Wie geht es mit der App weiter?
Die nächsten grösseren Updates kommen, sobald Apple und Google die Version 2.0 ihrer API veröffentlicht haben. Das bringt zwar nicht unbedingt zusätzliche, sichtbare Features mit sich. Aber es wird uns helfen, das Ganze komfortabler zu gestalten und Details zu optimieren. Weitere Neuerungen gibt es mit den Updates der mobilen Betriebssysteme. Apple hat mit iOS 14 einige systematische Usability-Probleme gelöst, die wir vorher nicht richtig angehen konnten. Das heisst, wir werden die App besser ins System integrieren können. Auch in Sachen User Experience haben wir noch einiges vor, da geht es allerdings um Feintuning. Und dann ist da noch die Frage nach dem nächsten grossen Schritt.
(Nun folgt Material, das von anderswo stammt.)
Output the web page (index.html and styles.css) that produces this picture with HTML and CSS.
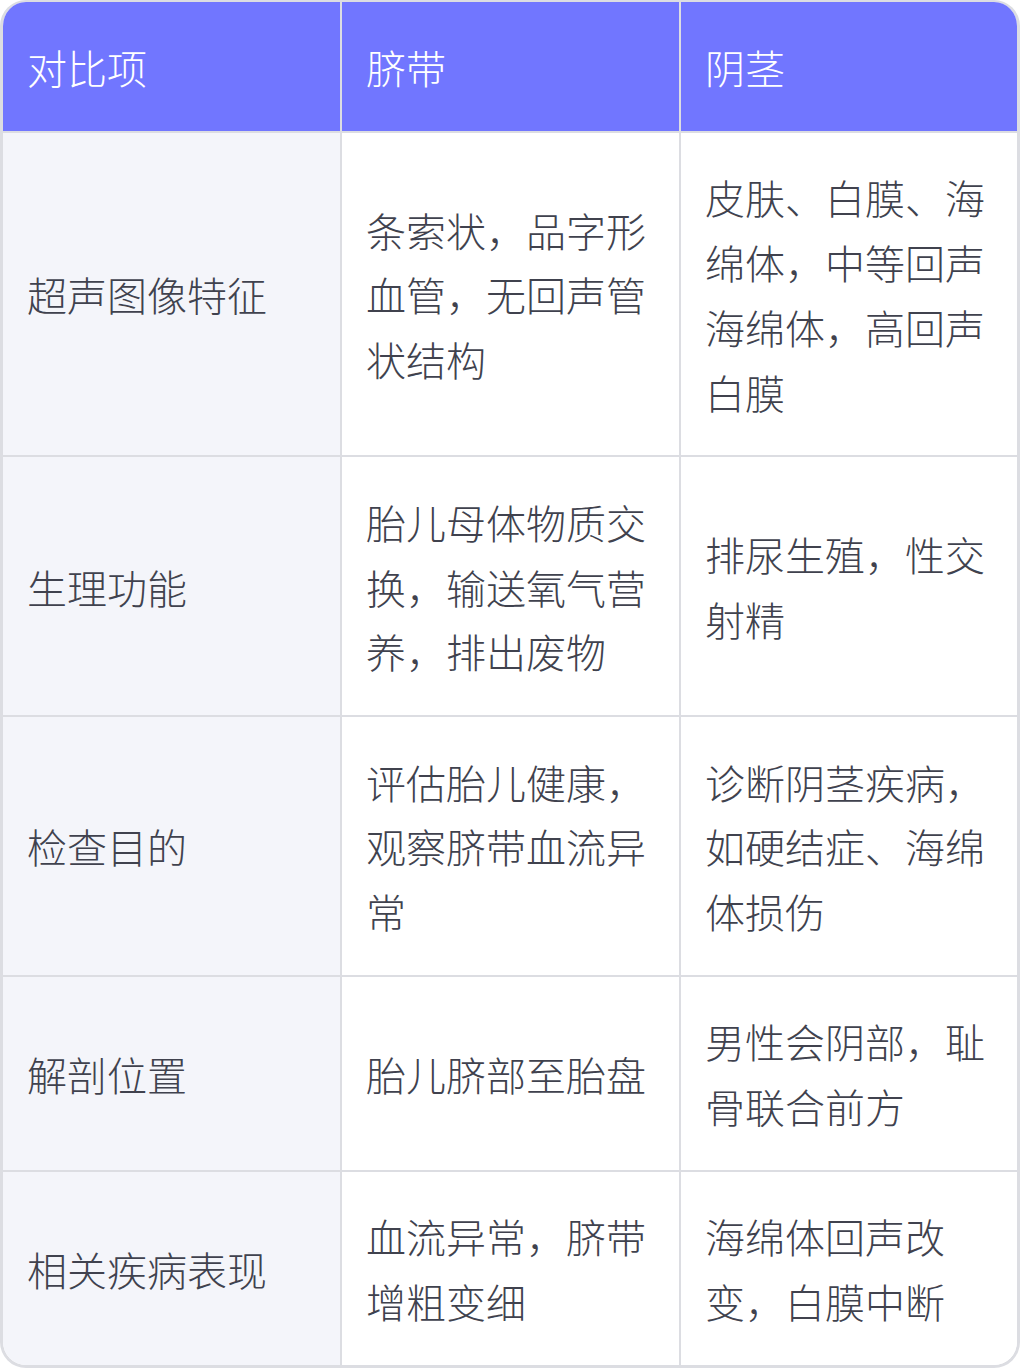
FILE: index.html
```html
<!DOCTYPE html>
<html lang="zh-CN">
<head>
<meta charset="utf-8">
<link rel="stylesheet" href="styles.css">
</head>
<body>
<div class="table">
  <div class="cell head">对比项</div>
  <div class="cell head">脐带</div>
  <div class="cell head last">阴茎</div>

  <div class="cell label">超声图像特征</div>
  <div class="cell">条索状，品字形血管，无回声管状结构</div>
  <div class="cell last">皮肤、白膜、海绵体，中等回声海绵体，高回声白膜</div>

  <div class="cell label">生理功能</div>
  <div class="cell">胎儿母体物质交换，输送氧气营养，排出废物</div>
  <div class="cell last">排尿生殖，性交射精</div>

  <div class="cell label">检查目的</div>
  <div class="cell">评估胎儿健康，观察脐带血流异常</div>
  <div class="cell last">诊断阴茎疾病，如硬结症、海绵体损伤</div>

  <div class="cell label">解剖位置</div>
  <div class="cell">胎儿脐部至胎盘</div>
  <div class="cell last">男性会阴部，耻骨联合前方</div>

  <div class="cell label bottom">相关疾病表现</div>
  <div class="cell bottom">血流异常，脐带增粗变细</div>
  <div class="cell last bottom">海绵体回声改变，白膜中断</div>
</div>
</body>
</html>
```

FILE: styles.css
```css
html, body {
  margin: 0;
  padding: 0;
  background: #ffffff;
}

.table {
  box-sizing: border-box;
  width: 1020px;
  border: 3px solid #dcdde2;
  border-top-width: 2px;
  border-radius: 26px;
  overflow: hidden;
  display: grid;
  grid-template-columns: 339px 339px 1fr;
  font-family: "Noto Sans CJK SC Light", "Noto Sans CJK SC DemiLight", "Noto Sans CJK SC", "Noto Sans", sans-serif;
  font-weight: 300;
  font-size: 40px;
  line-height: 64.75px;
  color: #40424e;
}

.cell {
  display: flex;
  align-items: center;
  padding: 32.5px 24px 31px 24px;
  border-right: 2px solid #dcdde2;
  border-bottom: 2px solid #dcdde2;
  background: #ffffff;
  word-break: break-all;
}

.cell.last {
  border-right: none;
}

.cell.bottom {
  border-bottom: none;
}

.cell.head {
  background: #7176ff;
  color: #ffffff;
  padding-top: 33px;
  padding-bottom: 31px;
}

.cell.label {
  background: #f4f5fa;
}
```
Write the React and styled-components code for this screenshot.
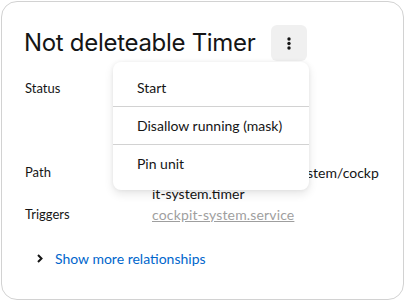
import React from "react";
import styled, { createGlobalStyle } from "styled-components";

const GlobalStyle = createGlobalStyle`
  html, body {
    margin: 0;
    padding: 0;
    background: #ffffff;
  }
  body {
    font-family: "Lato", "Noto Sans", sans-serif;
    color: #151515;
  }
`;

const Page = styled.div`
  padding: 1px 0 0 1px;
`;

const Card = styled.div`
  position: relative;
  box-sizing: border-box;
  width: 403px;
  height: 299px;
  border: 1px solid #d2d2d2;
  border-radius: 16px;
  padding: 23px 23px 0 23px;
  background: #fff;
`;

const Header = styled.div`
  display: flex;
  align-items: center;
  gap: 15px;
`;

const Title = styled.h1`
  margin: 0 0 0 -1px;
  font-family: "Inter", "Noto Sans", sans-serif;
  font-size: 24px;
  font-weight: 400;
  letter-spacing: -0.3px;
  line-height: 36px;
`;

const KebabButton = styled.button`
  width: 36px;
  height: 36px;
  border: none;
  border-radius: 6px;
  background: #f0f0f0;
  display: flex;
  align-items: center;
  justify-content: center;
  padding: 0;
`;

const List = styled.dl`
  display: grid;
  grid-template-columns: 127px 1fr;
  margin: 17px 0 0 0;
  line-height: 21px;
`;

const Term = styled.dt`
  font-size: 13px;
  color: #151515;
`;

const Value = styled.dd`
  margin: 0;
  font-size: 14px;
  word-break: break-all;
  min-height: ${(p) => p.$lines * 21}px;
`;

const MutedLink = styled.a`
  color: #9f9f9f;
  text-decoration: underline;
  letter-spacing: 0.15px;
`;

const Expander = styled.div`
  display: flex;
  align-items: center;
  gap: 12px;
  margin: 23px 0 0 12px;
  font-size: 14px;
  line-height: 21px;
  color: #0066cc;
`;

const Menu = styled.div`
  position: absolute;
  left: 111px;
  top: 60px;
  width: 196px;
  box-sizing: border-box;
  padding: 7px 0 8px;
  background: #fff;
  border-radius: 8px;
  box-shadow: 0 4px 10px rgba(3, 3, 3, 0.1), 0 0 4px rgba(3, 3, 3, 0.06);
`;

const MenuItem = styled.div`
  height: 37px;
  display: flex;
  align-items: center;
  padding-left: 24px;
  font-size: 14px;
  color: #151515;
`;

const Separator = styled.div`
  height: 1px;
  background: #d2d2d2;
`;

const Dots = () => (
  <svg width="4" height="13" viewBox="0 0 4 13">
    <circle cx="2" cy="2" r="1.7" fill="#151515" />
    <circle cx="2" cy="6.5" r="1.7" fill="#151515" />
    <circle cx="2" cy="11" r="1.7" fill="#151515" />
  </svg>
);

const Chevron = () => (
  <svg width="6" height="9" viewBox="0 0 6 9">
    <polyline points="1,1 4.5,4.5 1,8" fill="none" stroke="#151515" strokeWidth="2" />
  </svg>
);

export default function App() {
  return (
    <Page>
      <GlobalStyle />
      <Card>
        <Header>
          <Title>Not deleteable Timer</Title>
          <KebabButton aria-label="Actions">
            <Dots />
          </KebabButton>
        </Header>
        <List>
          <Term>Status</Term>
          <Value $lines={4} />
          <Term>Path</Term>
          <Value $lines={2}>/usr/local/lib/systemd/system/cockpit-system.timer</Value>
          <Term>Triggers</Term>
          <Value $lines={1}>
            <MutedLink>cockpit-system.service</MutedLink>
          </Value>
        </List>
        <Expander>
          <Chevron />
          <span>Show more relationships</span>
        </Expander>
        <Menu>
          <MenuItem>Start</MenuItem>
          <Separator />
          <MenuItem>Disallow running (mask)</MenuItem>
          <Separator />
          <MenuItem>Pin unit</MenuItem>
        </Menu>
      </Card>
    </Page>
  );
}
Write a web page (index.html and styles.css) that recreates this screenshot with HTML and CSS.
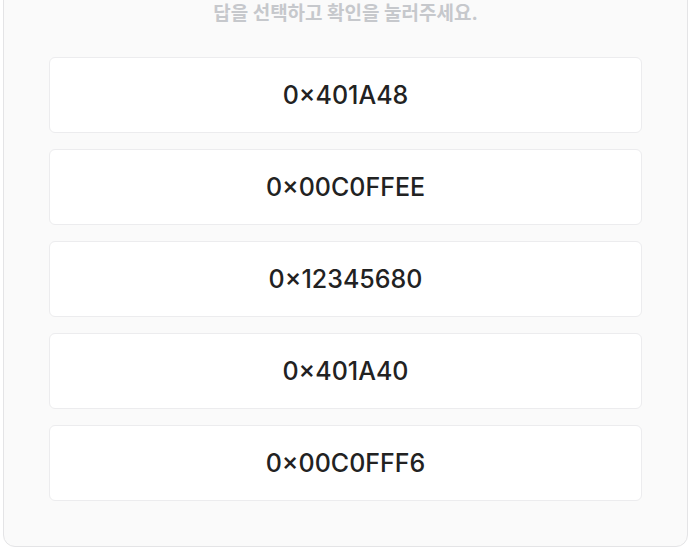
FILE: index.html
```html
<!DOCTYPE html>
<html lang="ko">
    <head>
        <meta charset="UTF-8">
        <meta name="viewport" content="width=device-width, initial-scale=1.0">
        <title>퀴즈</title>
        <link rel="stylesheet" href="styles.css">
    </head>
    <body>
        <div class="clCard">
            <p class="clAviso">답을 선택하고 확인을 눌러주세요.</p>
            <ul class="clOpcoes">
                <li class="clOpcao">0×401A48</li>
                <li class="clOpcao">0×00C0FFEE</li>
                <li class="clOpcao">0×12345680</li>
                <li class="clOpcao">0×401A40</li>
                <li class="clOpcao">0×00C0FFF6</li>
            </ul>
        </div>
    </body>
</html>
```

FILE: styles.css
```css
/*Reset*/
html,
body,
p,
ul,
li {
margin: 0;
padding: 0;
}

ul {
list-style: none;
}

html {
box-sizing: border-box;
}

*, *::before, *::after {
box-sizing: inherit;
}

/*Página*/

body{
    background-color: #ffffff;
    font-family: Inter, "Noto Sans CJK KR", sans-serif;
    padding: 0 3px;
}

.clCard{
    margin-top: -24px;
    background-color: #fafafa;
    border: 1px solid #e4e4e6;
    border-radius: 12px;
    padding: 24px 45px 45px 45px;
}

.clAviso{
    text-align: center;
    font-size: 19px;
    font-weight: 700;
    color: #c6c8cc;
    line-height: 26px;
    margin-bottom: 30px;
}

.clOpcoes{
    display: flex;
    flex-direction: column;
    gap: 16px;
}

.clOpcao{
    height: 76px;
    display: flex;
    align-items: center;
    justify-content: center;
    background-color: #ffffff;
    border: 1px solid #ececee;
    border-radius: 6px;
    font-size: 25px;
    font-weight: 500;
    color: #222222;
}
```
Was können wir tun, damit mehr Nutzer die App installieren? Welche neuen Features wären hilfreich? Wie können wir die Kommunikation innerhalb der App optimieren und die Nutzer besser informieren? Diese Fragen sind noch offen.
Was freut Sie am meisten an der App?
Ich freue mich darüber, dass wir ein so komplexes Digitalprojekt in so kurzer Zeit gestemmt haben. Vielleicht ist das sogar ein Novum in der Schweiz – zumindest ist mir kein anderes Projekt bekannt, das in dieser Zeitspanne eine so hohe Adoptionsrate erzielt hat. Ausserdem freut mich das Produkt an sich: Die App macht etwas Sinnvolles.
Und was stört Sie daran?
Am Produkt selbst stört mich eigentlich nichts. Doch es ärgert mich, dass manche Kritiker ohne Evidenz behaupten, das ganze Projekt bringe nichts. Ich finde es zwar wichtig, dass man auch kritisch über die App und die damit verbundenen Herausforderungen diskutiert. Ich bin ja auch jemand, der in technischen Fragen sehr genau hinschaut und kritische Fragen stellt. Aber ich würde mir wünschen, dass man die App so sieht, wie sie ist: als einfaches Hilfsmittel, das nichts kostet und funktioniert.
Eine Mitte August durchgeführte Befragung des Vergleichsdiensts Comparis zeigte, dass die Schweizer Bevölkerung der SwissCovid-App inzwischen mehr vertraut als Onlineshops oder Social Media. Den Ergebnissen zufolge gibt es allerdings Unterschiede: Städter, Deutschschweizer, Personen mit höherer Bildung sowie solche mit höherem Einkommen haben tendenziell mehr Vertrauen in die App.